__Instructions for the task__.
Begin with the first line of the material and copy each line word for word through the line that contains "import clsx from"; the pictures are left out.
---+---
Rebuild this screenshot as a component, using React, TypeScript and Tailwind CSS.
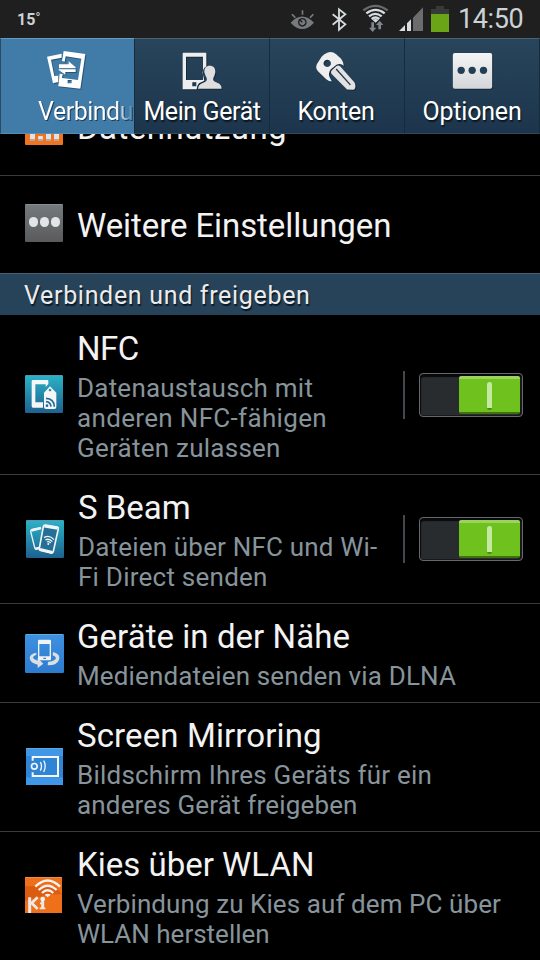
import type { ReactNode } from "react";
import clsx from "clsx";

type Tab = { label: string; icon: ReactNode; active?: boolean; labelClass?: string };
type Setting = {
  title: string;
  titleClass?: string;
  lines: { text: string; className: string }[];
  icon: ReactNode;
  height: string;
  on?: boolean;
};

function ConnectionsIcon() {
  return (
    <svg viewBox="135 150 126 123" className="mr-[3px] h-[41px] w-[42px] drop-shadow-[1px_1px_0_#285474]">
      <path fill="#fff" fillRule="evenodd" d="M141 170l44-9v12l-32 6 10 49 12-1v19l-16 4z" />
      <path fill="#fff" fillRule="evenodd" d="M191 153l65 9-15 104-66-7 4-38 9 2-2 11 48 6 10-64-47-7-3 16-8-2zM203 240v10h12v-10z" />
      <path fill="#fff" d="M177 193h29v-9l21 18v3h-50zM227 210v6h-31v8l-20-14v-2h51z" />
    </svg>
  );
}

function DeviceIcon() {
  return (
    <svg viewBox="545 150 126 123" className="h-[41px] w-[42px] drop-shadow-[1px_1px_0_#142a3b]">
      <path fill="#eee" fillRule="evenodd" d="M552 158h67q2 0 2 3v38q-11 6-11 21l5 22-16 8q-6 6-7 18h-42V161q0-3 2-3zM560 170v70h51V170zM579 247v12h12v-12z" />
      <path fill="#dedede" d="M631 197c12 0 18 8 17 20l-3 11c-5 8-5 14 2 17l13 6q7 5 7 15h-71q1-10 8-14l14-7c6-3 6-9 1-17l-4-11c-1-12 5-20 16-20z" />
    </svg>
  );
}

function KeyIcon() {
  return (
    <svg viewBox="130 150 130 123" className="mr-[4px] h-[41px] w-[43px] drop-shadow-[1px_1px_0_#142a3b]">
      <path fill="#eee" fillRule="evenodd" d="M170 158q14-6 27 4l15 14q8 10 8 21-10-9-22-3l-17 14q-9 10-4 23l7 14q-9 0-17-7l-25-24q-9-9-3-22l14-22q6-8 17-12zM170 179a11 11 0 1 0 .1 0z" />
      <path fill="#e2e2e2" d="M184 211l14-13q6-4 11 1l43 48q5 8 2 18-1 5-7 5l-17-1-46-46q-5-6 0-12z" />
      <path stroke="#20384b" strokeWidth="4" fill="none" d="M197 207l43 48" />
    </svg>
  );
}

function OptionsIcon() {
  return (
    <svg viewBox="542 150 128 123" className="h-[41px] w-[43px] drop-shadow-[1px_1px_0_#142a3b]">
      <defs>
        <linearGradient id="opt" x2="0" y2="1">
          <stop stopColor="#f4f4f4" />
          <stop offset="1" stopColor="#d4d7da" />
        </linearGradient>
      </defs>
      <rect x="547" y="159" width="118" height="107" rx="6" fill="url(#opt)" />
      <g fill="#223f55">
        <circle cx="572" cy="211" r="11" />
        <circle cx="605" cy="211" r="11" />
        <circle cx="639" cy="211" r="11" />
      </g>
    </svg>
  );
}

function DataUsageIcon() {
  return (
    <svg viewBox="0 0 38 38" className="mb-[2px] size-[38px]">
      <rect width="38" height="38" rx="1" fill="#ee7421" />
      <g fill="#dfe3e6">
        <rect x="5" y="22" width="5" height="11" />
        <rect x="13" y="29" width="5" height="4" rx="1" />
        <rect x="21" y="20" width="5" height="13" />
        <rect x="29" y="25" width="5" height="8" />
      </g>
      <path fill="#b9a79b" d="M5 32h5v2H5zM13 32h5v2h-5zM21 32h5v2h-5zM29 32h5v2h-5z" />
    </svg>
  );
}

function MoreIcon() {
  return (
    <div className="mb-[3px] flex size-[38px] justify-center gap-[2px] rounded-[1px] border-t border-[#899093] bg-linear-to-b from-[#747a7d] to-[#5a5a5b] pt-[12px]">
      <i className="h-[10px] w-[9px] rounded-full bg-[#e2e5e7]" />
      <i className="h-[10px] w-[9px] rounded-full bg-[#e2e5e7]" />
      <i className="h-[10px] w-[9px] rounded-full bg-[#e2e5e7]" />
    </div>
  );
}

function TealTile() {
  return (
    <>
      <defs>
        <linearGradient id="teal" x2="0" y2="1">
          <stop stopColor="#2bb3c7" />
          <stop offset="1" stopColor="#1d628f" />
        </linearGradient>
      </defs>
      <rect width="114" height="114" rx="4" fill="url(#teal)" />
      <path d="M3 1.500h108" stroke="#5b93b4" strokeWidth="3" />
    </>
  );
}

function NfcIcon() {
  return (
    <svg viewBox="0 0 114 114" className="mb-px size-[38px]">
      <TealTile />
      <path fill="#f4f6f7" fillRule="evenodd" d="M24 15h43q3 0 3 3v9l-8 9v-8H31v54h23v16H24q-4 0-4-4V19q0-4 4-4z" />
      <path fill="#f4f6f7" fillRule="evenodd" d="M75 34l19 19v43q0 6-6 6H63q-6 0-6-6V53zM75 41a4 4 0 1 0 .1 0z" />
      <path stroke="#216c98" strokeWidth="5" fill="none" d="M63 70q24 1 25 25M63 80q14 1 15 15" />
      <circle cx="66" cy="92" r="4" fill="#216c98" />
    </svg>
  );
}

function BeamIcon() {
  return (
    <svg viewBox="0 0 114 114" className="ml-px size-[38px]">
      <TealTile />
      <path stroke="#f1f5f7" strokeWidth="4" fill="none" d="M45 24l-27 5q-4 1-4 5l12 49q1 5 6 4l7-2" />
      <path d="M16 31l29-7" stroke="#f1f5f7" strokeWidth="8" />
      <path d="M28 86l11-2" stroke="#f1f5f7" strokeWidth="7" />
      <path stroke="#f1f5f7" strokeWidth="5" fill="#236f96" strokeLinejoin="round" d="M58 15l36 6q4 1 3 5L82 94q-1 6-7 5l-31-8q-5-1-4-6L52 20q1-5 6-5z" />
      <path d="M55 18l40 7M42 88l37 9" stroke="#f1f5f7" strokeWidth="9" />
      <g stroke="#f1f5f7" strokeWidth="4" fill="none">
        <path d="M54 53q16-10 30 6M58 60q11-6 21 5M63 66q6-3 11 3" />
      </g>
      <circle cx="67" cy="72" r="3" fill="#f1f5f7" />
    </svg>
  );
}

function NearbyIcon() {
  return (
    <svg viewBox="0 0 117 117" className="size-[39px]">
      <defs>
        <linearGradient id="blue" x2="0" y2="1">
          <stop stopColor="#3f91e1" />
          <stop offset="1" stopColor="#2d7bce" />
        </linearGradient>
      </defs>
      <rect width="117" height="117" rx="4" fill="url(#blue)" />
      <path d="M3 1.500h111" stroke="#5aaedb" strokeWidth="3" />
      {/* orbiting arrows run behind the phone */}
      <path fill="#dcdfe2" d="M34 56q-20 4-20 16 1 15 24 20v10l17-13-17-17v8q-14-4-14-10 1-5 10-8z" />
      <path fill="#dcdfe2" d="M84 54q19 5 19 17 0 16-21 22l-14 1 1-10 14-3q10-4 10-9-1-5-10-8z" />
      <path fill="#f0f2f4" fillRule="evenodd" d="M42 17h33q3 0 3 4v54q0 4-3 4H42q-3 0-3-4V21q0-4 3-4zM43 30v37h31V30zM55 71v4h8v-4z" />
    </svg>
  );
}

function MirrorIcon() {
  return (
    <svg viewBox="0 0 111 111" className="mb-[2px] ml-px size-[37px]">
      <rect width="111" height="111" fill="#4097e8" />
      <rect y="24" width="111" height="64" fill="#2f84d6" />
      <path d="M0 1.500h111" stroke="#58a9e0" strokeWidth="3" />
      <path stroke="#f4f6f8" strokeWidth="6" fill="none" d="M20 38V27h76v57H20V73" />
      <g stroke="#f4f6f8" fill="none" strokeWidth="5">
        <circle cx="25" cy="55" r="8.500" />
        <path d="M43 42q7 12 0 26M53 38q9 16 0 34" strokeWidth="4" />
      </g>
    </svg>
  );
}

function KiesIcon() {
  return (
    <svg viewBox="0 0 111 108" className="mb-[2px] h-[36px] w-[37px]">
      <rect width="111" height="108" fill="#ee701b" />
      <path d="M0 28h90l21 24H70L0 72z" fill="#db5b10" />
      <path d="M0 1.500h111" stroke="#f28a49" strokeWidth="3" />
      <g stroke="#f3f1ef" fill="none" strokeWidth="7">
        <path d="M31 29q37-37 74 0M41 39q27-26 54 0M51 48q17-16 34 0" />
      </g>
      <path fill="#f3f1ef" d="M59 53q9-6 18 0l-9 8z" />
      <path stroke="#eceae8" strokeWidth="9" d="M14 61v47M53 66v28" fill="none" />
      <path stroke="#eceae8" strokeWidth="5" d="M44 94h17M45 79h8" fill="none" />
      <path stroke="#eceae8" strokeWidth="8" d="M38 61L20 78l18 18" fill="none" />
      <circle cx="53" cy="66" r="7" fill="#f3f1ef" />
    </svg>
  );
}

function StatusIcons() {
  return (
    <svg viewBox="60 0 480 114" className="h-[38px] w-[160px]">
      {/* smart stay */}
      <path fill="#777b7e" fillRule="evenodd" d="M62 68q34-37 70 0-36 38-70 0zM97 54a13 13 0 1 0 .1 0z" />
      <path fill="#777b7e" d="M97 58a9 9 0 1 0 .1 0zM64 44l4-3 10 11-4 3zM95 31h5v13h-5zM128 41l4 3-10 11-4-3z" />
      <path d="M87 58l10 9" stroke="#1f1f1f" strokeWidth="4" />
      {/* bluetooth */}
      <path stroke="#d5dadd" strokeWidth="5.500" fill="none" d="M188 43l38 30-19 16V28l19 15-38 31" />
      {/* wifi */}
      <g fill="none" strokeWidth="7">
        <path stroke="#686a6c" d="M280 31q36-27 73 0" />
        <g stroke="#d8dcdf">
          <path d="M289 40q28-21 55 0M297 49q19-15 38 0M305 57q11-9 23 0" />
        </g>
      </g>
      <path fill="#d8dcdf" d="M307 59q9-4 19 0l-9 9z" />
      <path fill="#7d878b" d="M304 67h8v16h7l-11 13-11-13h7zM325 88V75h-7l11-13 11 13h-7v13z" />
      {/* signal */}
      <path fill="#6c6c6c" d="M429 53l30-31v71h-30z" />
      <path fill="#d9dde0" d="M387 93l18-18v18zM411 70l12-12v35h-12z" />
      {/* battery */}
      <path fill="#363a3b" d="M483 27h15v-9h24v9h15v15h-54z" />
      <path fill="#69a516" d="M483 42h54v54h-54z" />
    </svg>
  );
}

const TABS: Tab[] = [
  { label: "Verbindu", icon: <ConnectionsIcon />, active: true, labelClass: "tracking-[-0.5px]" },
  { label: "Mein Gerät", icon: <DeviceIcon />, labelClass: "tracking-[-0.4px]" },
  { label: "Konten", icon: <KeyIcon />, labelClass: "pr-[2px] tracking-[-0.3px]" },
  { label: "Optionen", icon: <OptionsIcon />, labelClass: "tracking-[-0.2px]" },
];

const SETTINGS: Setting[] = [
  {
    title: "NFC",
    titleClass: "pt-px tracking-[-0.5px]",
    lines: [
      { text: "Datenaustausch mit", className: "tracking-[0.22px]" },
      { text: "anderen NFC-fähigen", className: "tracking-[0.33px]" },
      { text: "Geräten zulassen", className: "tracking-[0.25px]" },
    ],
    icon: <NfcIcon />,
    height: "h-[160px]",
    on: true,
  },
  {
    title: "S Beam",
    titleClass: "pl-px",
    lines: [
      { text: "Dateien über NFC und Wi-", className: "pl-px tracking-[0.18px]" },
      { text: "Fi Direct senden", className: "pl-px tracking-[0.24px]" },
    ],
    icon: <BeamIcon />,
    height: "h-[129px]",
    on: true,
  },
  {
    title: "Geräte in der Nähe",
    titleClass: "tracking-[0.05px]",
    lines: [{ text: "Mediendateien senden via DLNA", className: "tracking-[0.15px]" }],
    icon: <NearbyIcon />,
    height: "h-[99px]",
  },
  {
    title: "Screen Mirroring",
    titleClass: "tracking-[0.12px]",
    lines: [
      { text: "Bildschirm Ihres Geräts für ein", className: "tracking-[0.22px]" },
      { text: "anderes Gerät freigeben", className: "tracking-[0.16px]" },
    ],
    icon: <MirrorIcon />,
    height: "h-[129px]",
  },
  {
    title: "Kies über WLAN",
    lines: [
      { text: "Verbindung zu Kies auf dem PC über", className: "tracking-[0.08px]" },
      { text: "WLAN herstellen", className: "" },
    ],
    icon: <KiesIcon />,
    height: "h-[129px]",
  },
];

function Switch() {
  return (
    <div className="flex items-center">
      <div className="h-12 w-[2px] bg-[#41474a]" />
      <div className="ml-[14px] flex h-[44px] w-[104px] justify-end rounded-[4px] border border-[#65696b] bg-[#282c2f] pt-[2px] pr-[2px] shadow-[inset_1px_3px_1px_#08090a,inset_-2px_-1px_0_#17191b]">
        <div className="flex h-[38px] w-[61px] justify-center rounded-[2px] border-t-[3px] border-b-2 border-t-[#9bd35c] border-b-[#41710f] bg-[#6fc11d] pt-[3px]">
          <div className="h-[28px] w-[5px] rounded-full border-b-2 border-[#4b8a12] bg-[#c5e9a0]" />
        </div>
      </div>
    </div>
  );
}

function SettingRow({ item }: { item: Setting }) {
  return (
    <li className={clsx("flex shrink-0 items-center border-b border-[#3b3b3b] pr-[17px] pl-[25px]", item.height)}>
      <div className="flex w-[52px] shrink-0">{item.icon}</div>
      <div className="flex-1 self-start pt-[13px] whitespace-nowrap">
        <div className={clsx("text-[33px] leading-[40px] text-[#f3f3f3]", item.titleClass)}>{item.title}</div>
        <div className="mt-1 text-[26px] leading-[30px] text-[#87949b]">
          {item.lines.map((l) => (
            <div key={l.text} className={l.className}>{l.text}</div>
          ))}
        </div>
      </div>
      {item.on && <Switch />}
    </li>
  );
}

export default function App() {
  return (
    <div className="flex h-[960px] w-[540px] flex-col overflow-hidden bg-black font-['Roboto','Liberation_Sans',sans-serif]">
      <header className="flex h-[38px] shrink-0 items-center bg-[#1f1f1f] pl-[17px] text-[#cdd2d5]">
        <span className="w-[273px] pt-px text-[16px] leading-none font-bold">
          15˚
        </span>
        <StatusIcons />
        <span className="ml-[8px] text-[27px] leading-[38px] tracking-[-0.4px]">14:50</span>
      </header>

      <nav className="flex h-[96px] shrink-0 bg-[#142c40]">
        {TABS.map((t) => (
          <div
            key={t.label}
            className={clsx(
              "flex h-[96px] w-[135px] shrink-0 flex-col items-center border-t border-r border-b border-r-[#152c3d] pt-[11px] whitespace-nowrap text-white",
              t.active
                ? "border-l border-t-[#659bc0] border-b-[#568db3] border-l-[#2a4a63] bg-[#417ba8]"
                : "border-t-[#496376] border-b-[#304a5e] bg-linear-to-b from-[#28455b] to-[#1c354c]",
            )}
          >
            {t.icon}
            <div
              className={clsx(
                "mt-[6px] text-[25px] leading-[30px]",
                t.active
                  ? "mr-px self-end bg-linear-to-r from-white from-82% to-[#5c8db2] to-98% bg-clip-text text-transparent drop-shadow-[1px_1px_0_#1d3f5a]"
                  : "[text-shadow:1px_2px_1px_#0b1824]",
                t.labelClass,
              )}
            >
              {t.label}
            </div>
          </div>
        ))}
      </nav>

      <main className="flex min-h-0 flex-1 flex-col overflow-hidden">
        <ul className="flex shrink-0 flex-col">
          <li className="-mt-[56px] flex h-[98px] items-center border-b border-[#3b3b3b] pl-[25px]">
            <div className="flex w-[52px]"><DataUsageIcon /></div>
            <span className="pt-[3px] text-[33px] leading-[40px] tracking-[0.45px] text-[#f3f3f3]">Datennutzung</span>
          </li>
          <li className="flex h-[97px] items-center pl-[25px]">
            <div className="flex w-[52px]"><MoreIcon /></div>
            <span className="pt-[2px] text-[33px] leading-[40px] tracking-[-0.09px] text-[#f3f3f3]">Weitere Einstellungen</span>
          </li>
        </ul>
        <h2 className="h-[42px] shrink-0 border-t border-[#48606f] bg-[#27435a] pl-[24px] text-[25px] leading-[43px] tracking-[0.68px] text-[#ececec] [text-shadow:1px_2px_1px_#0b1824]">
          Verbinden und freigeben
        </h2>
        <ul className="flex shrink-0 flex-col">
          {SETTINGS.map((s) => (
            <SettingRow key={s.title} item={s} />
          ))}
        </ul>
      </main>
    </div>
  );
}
---+---
__Written answer__.
Rebuild this screenshot as a component, using React, TypeScript and Tailwind CSS.
import type { ReactNode } from "react";
import clsx from "clsx";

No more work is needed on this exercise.